MICHAEL HOLMES, CNN ANCHOR: No kidding. Plus, investors around the world reacting to this deal. Some mixed messages. A lot of uncertainty. Watching the markets.

MALVEAUX: Also, terrifying moments when gunmen storm a mall in Kenya. The surveillance tapes as shops are run for their lives.

Welcome to AROUND THE WORLD. I'm Suzanne Malveaux.

HOLMES: I'm Michael Holmes. Thanks for your company today.

Many breathing a sigh of relief as hundreds of thousands of federal employees get back to work. Now for 16 days this familiar scene was missing from the Washington, D.C., landscape, flow of foot traffic into and out of the D.C. metro.

SUZANNE MALVEAUX, CNN ANCHOR: Almost 15 percent of people in Washington, Maryland, and northern Virginia work for the U.S. government. Well, today, their offices are open again.


UNIDENTIFIED FEMALE: We're happy to be back at work.

JOE BIDEN, VICE PRESIDENT OF THE UNITED STATES: Well, I'm happy you're back at work, too. It's nice to -- what's your name?


HOLMES: Well, that's the good news for all of those federal workers. The bad news is, it's not perm. The late-night deal passed by Congress, of course, funds the government only until mid-January. MALVEAUX: So that means there is a good chance we could see this whole thing happen again. The president spoke from the White House, just a short time ago, warning folks about that reality.


BARACK OBAMA, PRESIDENT OF THE UNITED STATES: There's been a lot of discussion lately of the politics of this shutdown. But let's be clear, there are no winners here. These last few weeks have inflicted completely unnecessary damage on our economy. We don't know yet the full scope of the damage, but every analyst out there believes it slowed our growth.

We know that families have gone without paychecks or services they depend on. We know that potential home buyers have gotten fewer mortgages and small business loans have been put on hold. We know that consumers have cut back on spending and that half of all CEOs say that the shutdown and the threat of shutdown set back their plans to hire over the next six months.

But probably nothing has done more damage to America's credibility in the world, our standing with other countries, than the spectacle that we've seen these past several weeks. It's encouraged our enemies, it's emboldened our competitors, and it's depressed our friends who look to us for steady leadership.
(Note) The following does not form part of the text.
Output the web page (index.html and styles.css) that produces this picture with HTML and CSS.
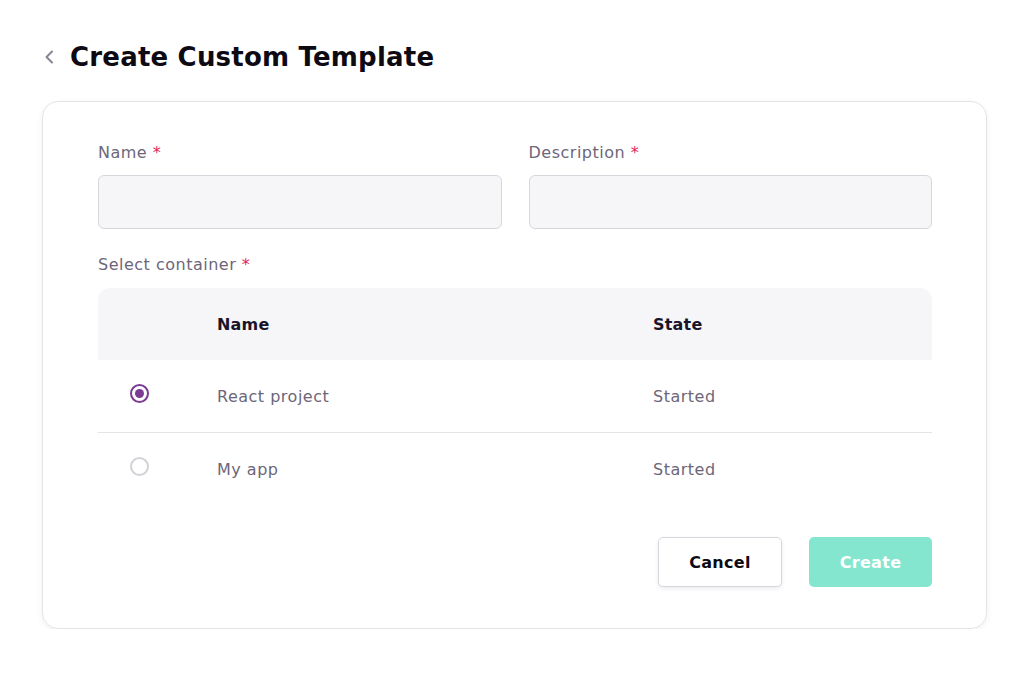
FILE: index.html
```html
<!DOCTYPE html>
<html>
<head>
<meta charset="utf-8">
<link rel="stylesheet" href="styles.css">
</head>
<body>
<div class="page">
  <div class="header">
    <svg class="back" width="14" height="18" viewBox="0 0 14 18"><path d="M10 3.5 L4.5 9 L10 14.5" fill="none" stroke="#8a8294" stroke-width="2" stroke-linecap="round" stroke-linejoin="round"/></svg>
    <h1 class="title">Create Custom Template</h1>
  </div>
  <div class="card">
    <div class="fields">
      <div class="field">
        <label class="label">Name <span class="req">*</span></label>
        <div class="input"></div>
      </div>
      <div class="field">
        <label class="label">Description <span class="req">*</span></label>
        <div class="input"></div>
      </div>
    </div>
    <div class="label sel-label">Select container <span class="req">*</span></div>
    <div class="table">
      <div class="row head">
        <div class="c-radio"></div>
        <div class="c-name">Name</div>
        <div class="c-state">State</div>
      </div>
      <div class="row body-row divided">
        <div class="c-radio"><span class="radio checked"></span></div>
        <div class="c-name">React project</div>
        <div class="c-state">Started</div>
      </div>
      <div class="row body-row">
        <div class="c-radio"><span class="radio"></span></div>
        <div class="c-name">My app</div>
        <div class="c-state">Started</div>
      </div>
    </div>
    <div class="actions">
      <button class="btn cancel">Cancel</button>
      <button class="btn create">Create</button>
    </div>
  </div>
</div>
</body>
</html>
```
FILE: styles.css
```css
* { box-sizing: border-box; }
body {
  margin: 0;
  background: #fff;
  font-family: "DejaVu Sans", "Open Sans", sans-serif;
  color: #1a1429;
}
.page {
  padding: 37px 49px 0 42px;
}
.header {
  display: flex;
  align-items: center;
  gap: 14px;
  height: 40px;
}
.title {
  margin: 0;
  font-size: 26px;
  font-weight: 700;
  letter-spacing: 0.2px;
  color: #0d0a14;
}
.card {
  margin-top: 24px;
  width: 945px;
  height: 528px;
  border: 1px solid #e4e3e8;
  border-radius: 16px;
  box-shadow: 0 2px 6px rgba(30, 20, 60, 0.06);
  padding: 41px 54px 0 55px;
}
.fields {
  display: flex;
  gap: 27px;
}
.field { flex: 1; }
.label {
  display: block;
  font-size: 16px;
  letter-spacing: 0.5px;
  color: #6d6679;
  line-height: 20px;
}
.req { color: #e5245a; }
.input {
  margin-top: 12px;
  height: 54px;
  background: #f6f5f8;
  border: 1px solid #d8d6dd;
  border-radius: 6px;
}
.sel-label { margin-top: 26px; }
.table { margin-top: 13px; }
.row {
  display: flex;
  align-items: center;
  font-size: 16px;
  letter-spacing: 0.5px;
}
.head {
  height: 72px;
  background: #f6f5f8;
  border-radius: 12px 12px 0 0;
  font-weight: 700;
  letter-spacing: 0.2px;
  color: #1a1429;
}
.body-row {
  height: 72px;
  color: #6d6679;
}
.divided { border-bottom: 1px solid #e4e3e8; height: 73px; }
.c-radio {
  width: 119px;
  padding-left: 32px;
  display: flex;
  align-items: center;
  margin-top: -6px;
}
.body-row .c-name, .body-row .c-state { margin-top: 0; }
.c-name { width: 436px; }
.c-state { flex: 1; }
.radio {
  width: 19px;
  height: 19px;
  border-radius: 50%;
  border: 2px solid #d4d1d8;
  display: inline-block;
  position: relative;
}
.radio.checked { border-color: #7b3a93; }
.radio.checked::after {
  content: "";
  position: absolute;
  left: 3px; top: 3px;
  width: 9px; height: 9px;
  border-radius: 50%;
  background: #7b3a93;
}
.actions {
  display: flex;
  justify-content: flex-end;
  gap: 27px;
  margin-top: 32px;
}
.btn {
  height: 50px;
  border-radius: 5px;
  font-family: inherit;
  font-size: 16px;
  font-weight: 700;
  letter-spacing: 0.3px;
  cursor: pointer;
}
.cancel {
  width: 124px;
  background: #fff;
  border: 1px solid #d8d6dd;
  color: #0d0a14;
  box-shadow: 0 2px 4px rgba(30, 20, 60, 0.08);
}
.create {
  width: 123px;
  background: #84e6cf;
  border: none;
  color: #fff;
}
```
MALVEAUX: We are all over Washington today as the U.S. government is rumbling back to business. This is after 16 days of this partial shutdown. Want to bring in our senior White House correspondent Jim Acosta. He's with us. Also Dana Bash on Capitol Hill.
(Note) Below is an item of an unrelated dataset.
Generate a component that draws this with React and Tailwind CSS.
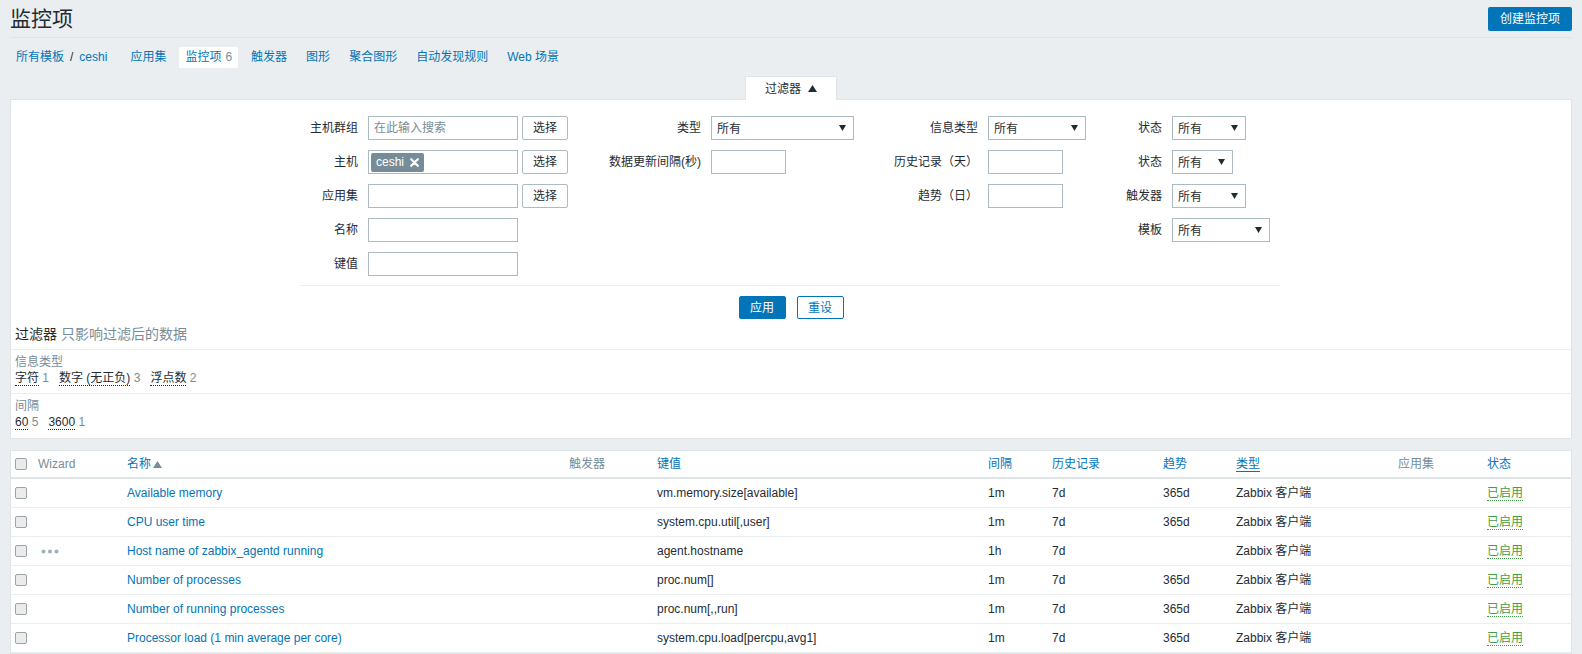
import React from "react";

const Arrow = () => (
  <svg width="7" height="6" viewBox="0 0 7 6" className="absolute right-[7px] top-[8px]">
    <polygon points="0,0 7,0 3.5,6" fill="#1f2c33" />
  </svg>
);

function Select({ w }) {
  return (
    <div className={`relative h-[24px] border border-[#acbbc2] bg-white pl-[5px] flex items-center ${w}`}>
      <span className="pt-[2px]">所有</span>
      <Arrow />
    </div>
  );
}

function Input({ w, children }) {
  return (
    <div className={`h-[24px] border border-[#acbbc2] bg-white flex items-center ${w}`}>{children}</div>
  );
}

function PickBtn() {
  return (
    <div className="ml-[4px] w-[46px] h-[24px] border border-[#acbbc2] rounded-[2px] bg-white flex items-center justify-center">
      选择
    </div>
  );
}

function Row({ label, lw, children }) {
  return (
    <div className="flex items-center h-[24px]">
      <div className={`shrink-0 pr-[10px] text-right whitespace-nowrap ${lw}`}>{label}</div>
      {children}
    </div>
  );
}

function Checkbox() {
  return <div className="w-[12px] h-[12px] border border-[#9aa3a8] rounded-[2px] bg-[#ebebeb]" />;
}

const rows = [
  ["Available memory", "vm.memory.size[available]", "1m", "7d", "365d", false],
  ["CPU user time", "system.cpu.util[,user]", "1m", "7d", "365d", false],
  ["Host name of zabbix_agentd running", "agent.hostname", "1h", "7d", "", true],
  ["Number of processes", "proc.num[]", "1m", "7d", "365d", false],
  ["Number of running processes", "proc.num[,,run]", "1m", "7d", "365d", false],
  ["Processor load (1 min average per core)", "system.cpu.load[percpu,avg1]", "1m", "7d", "365d", false],
];

const grid =
  "grid grid-cols-[22px_89px_442px_88px_331px_64px_111px_73px_162px_89px_89px] items-center";

export default function App() {
  return (
    <div className="bg-[#ebeef0] min-h-[654px] font-['Liberation_Sans','Noto_Sans_CJK_SC',sans-serif] text-[12px] text-[#1f2c33] leading-[16px]">
      {/* Header */}
      <div className="mx-[10px] h-[38px] flex items-center justify-between border-b border-[#dfe4e7]">
        <h1 className="text-[21px] leading-none font-normal">监控项</h1>
        <button className="h-[24px] px-[12px] rounded-[2px] bg-[#0275b8] text-white text-[12px]">创建监控项</button>
      </div>

      {/* Nav */}
      <div className="mx-[10px] h-[38px] flex items-center gap-[7px] text-[#0275b8]">
        <div className="h-[21px] px-[6px] flex items-center">
          <span>所有模板</span>
          <span className="mx-[6px] text-[#1f2c33]">/</span>
          <span>ceshi</span>
        </div>
        <div className="h-[21px] px-[6px] flex items-center ml-[4px]">应用集</div>
        <div className="h-[21px] px-[6px] flex items-center bg-white rounded-[2px]">
          监控项<span className="ml-[4px] text-[#768d99]">6</span>
        </div>
        <div className="h-[21px] px-[6px] flex items-center">触发器</div>
        <div className="h-[21px] px-[6px] flex items-center">图形</div>
        <div className="h-[21px] px-[6px] flex items-center">聚合图形</div>
        <div className="h-[21px] px-[6px] flex items-center">自动发现规则</div>
        <div className="h-[21px] px-[6px] flex items-center">Web 场景</div>
      </div>

      {/* Filter tab */}
      <div className="flex justify-center">
        <div className="relative z-10 -mb-px w-[92px] h-[24px] bg-white border-t border-x border-[#dfe4e7] flex items-center justify-center gap-[7px]">
          <span>过滤器</span>
          <svg width="9" height="7" viewBox="0 0 9 7">
            <polygon points="4.5,0 9,7 0,7" fill="#1f2c33" />
          </svg>
        </div>
      </div>

      {/* Filter panel */}
      <div className="mx-[10px] bg-white border border-[#dfe4e7]">
        <div className="pt-[16px] flex ml-[289px]">
          <div className="flex flex-col gap-[10px] w-[268px]">
            <Row label="主机群组" lw="w-[68px]">
              <Input w="w-[150px]">
                <span className="pl-[5px] text-[#768d99]">在此输入搜索</span>
              </Input>
              <PickBtn />
            </Row>
            <Row label="主机" lw="w-[68px]">
              <Input w="w-[150px]">
                <span className="ml-[2px] h-[19px] pl-[5px] pr-[5px] rounded-[2px] bg-[#768d99] text-white flex items-center gap-[6px]">
                  ceshi
                  <svg width="9" height="9" viewBox="0 0 9 9">
                    <path d="M1.2 1.2 L7.8 7.8 M7.8 1.2 L1.2 7.8" stroke="#ffffff" strokeWidth="2.2" strokeLinecap="round" />
                  </svg>
                </span>
              </Input>
              <PickBtn />
            </Row>
            <Row label="应用集" lw="w-[68px]">
              <Input w="w-[150px]" />
              <PickBtn />
            </Row>
            <Row label="名称" lw="w-[68px]">
              <Input w="w-[150px]" />
            </Row>
            <Row label="键值" lw="w-[68px]">
              <Input w="w-[150px]" />
            </Row>
          </div>
          <div className="flex flex-col gap-[10px] w-[286px]">
            <Row label="类型" lw="w-[143px]">
              <Select w="w-[143px]" />
            </Row>
            <Row label="数据更新间隔(秒)" lw="w-[143px]">
              <Input w="w-[75px]" />
            </Row>
          </div>
          <div className="flex flex-col gap-[10px] w-[232px]">
            <Row label="信息类型" lw="w-[134px]">
              <Select w="w-[98px]" />
            </Row>
            <Row label="历史记录（天）" lw="w-[134px]">
              <Input w="w-[75px]" />
            </Row>
            <Row label="趋势（日）" lw="w-[134px]">
              <Input w="w-[75px]" />
            </Row>
          </div>
          <div className="flex flex-col gap-[10px] w-[184px]">
            <Row label="状态" lw="w-[86px]">
              <Select w="w-[74px]" />
            </Row>
            <Row label="状态" lw="w-[86px]">
              <Select w="w-[61px]" />
            </Row>
            <Row label="触发器" lw="w-[86px]">
              <Select w="w-[74px]" />
            </Row>
            <Row label="模板" lw="w-[86px]">
              <Select w="w-[98px]" />
            </Row>
          </div>
        </div>
        <div className="mt-[9px] ml-[289px] w-[980px] border-t border-[#ebeef0]" />
        <div className="mt-[10px] flex justify-center gap-[11px]">
          <button className="w-[47px] h-[23px] rounded-[2px] bg-[#0275b8] border border-[#0275b8] text-white">应用</button>
          <button className="w-[47px] h-[23px] rounded-[2px] bg-white border border-[#0275b8] text-[#0275b8]">重设</button>
        </div>

        {/* Subfilter */}
        <div className="mt-[6px] pl-[4px] pb-[6px] text-[14px] leading-[18px] border-b border-[#ebeef0]">
          过滤器 <span className="text-[#768d99]">只影响过滤后的数据</span>
        </div>
        <div className="pl-[4px] pt-[4px] pb-[7px] border-b border-[#ebeef0]">
          <div className="text-[#768d99]">信息类型</div>
          <div className="flex gap-[10px]">
            <span>
              <span className="border-b border-dotted border-[#1f2c33]">字符</span>
              <span className="text-[#768d99]"> 1</span>
            </span>
            <span>
              <span className="border-b border-dotted border-[#1f2c33]">数字 (无正负)</span>
              <span className="text-[#768d99]"> 3</span>
            </span>
            <span>
              <span className="border-b border-dotted border-[#1f2c33]">浮点数</span>
              <span className="text-[#768d99]"> 2</span>
            </span>
          </div>
        </div>
        <div className="pl-[4px] pt-[4px] pb-[8px]">
          <div className="text-[#768d99]">间隔</div>
          <div className="flex gap-[10px]">
            <span>
              <span className="border-b border-dotted border-[#1f2c33]">60</span>
              <span className="text-[#768d99]"> 5</span>
            </span>
            <span>
              <span className="border-b border-dotted border-[#1f2c33]">3600</span>
              <span className="text-[#768d99]"> 1</span>
            </span>
          </div>
        </div>
      </div>

      {/* Table */}
      <div className="mx-[10px] mt-[11px] bg-white border border-[#dfe4e7]">
        <div className={`${grid} h-[28px] border-b-2 border-[#dfe4e7]`}>
          <div className="pl-[4px]"><Checkbox /></div>
          <div className="pl-[5px] text-[#768d99]">Wizard</div>
          <div className="pl-[5px] flex items-center gap-[2px]">
            <span className="text-[#0275b8]">名称</span>
            <svg width="9" height="7" viewBox="0 0 9 7">
              <polygon points="4.5,0 9,7 0,7" fill="#768d99" />
            </svg>
          </div>
          <div className="pl-[5px] text-[#768d99]">触发器</div>
          <div className="pl-[5px] text-[#0275b8]">键值</div>
          <div className="pl-[5px] text-[#0275b8]">间隔</div>
          <div className="pl-[5px] text-[#0275b8]">历史记录</div>
          <div className="pl-[5px] text-[#0275b8]">趋势</div>
          <div className="pl-[5px] text-[#0275b8]"><span className="border-b border-[#0275b8]">类型</span></div>
          <div className="pl-[5px] text-[#768d99]">应用集</div>
          <div className="pl-[5px] text-[#0275b8]">状态</div>
        </div>
        {rows.map((r, i) => (
          <div key={i} className={`${grid} h-[29px] border-b border-[#ebeef0]`}>
            <div className="pl-[4px]"><Checkbox /></div>
            <div className="pl-[8px]">
              {r[5] && (
                <svg width="18" height="5" viewBox="0 0 18 5">
                  <circle cx="2.5" cy="2.5" r="2" fill="#9fb0b9" />
                  <circle cx="9" cy="2.5" r="2" fill="#9fb0b9" />
                  <circle cx="15.5" cy="2.5" r="2" fill="#9fb0b9" />
                </svg>
              )}
            </div>
            <div className="pl-[5px] text-[#0275b8] whitespace-nowrap">{r[0]}</div>
            <div className="pl-[5px]"></div>
            <div className="pl-[5px] whitespace-nowrap">{r[1]}</div>
            <div className="pl-[5px]">{r[2]}</div>
            <div className="pl-[5px]">{r[3]}</div>
            <div className="pl-[5px]">{r[4]}</div>
            <div className="pl-[5px] whitespace-nowrap">Zabbix 客户端</div>
            <div className="pl-[5px]"></div>
            <div className="pl-[5px]">
              <span className="text-[#429e47] border-b border-dotted border-[#429e47]">已启用</span>
            </div>
          </div>
        ))}
      </div>
    </div>
  );
}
And, Dana, we've heard the president very clearly here saying, look, you know what, there are no winners here. That America's standing in the world, essentially damaged. How does the Republican Party, particularly those in the House, how are they responding to this today?
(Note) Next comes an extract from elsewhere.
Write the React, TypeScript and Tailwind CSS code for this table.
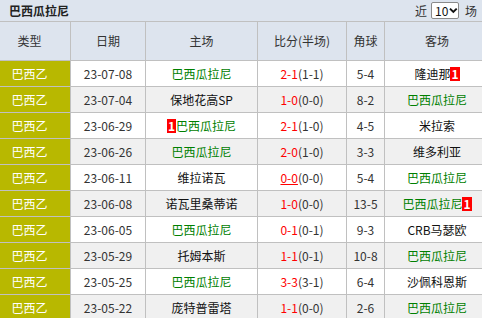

DANA BASH, CNN CHIEF CONGRESSIONAL CORRESPONDENT: Well, they certainly heard him say that there are no winners and losers, but they are not feeling that that was really his message, because he took the time to scold Republicans for, as you just heard, the damage that they did to the economy, from his perspective, to the U.S. image around the world and, of course, to the political difficulties that already existed in this country, making them much worse.

So the response that I'm getting from some members of the senior Republican sources, some members of the House leadership, is not very good, saying that they just think that he is - that he had a chance to unite the country and instead he did the opposite with his message there.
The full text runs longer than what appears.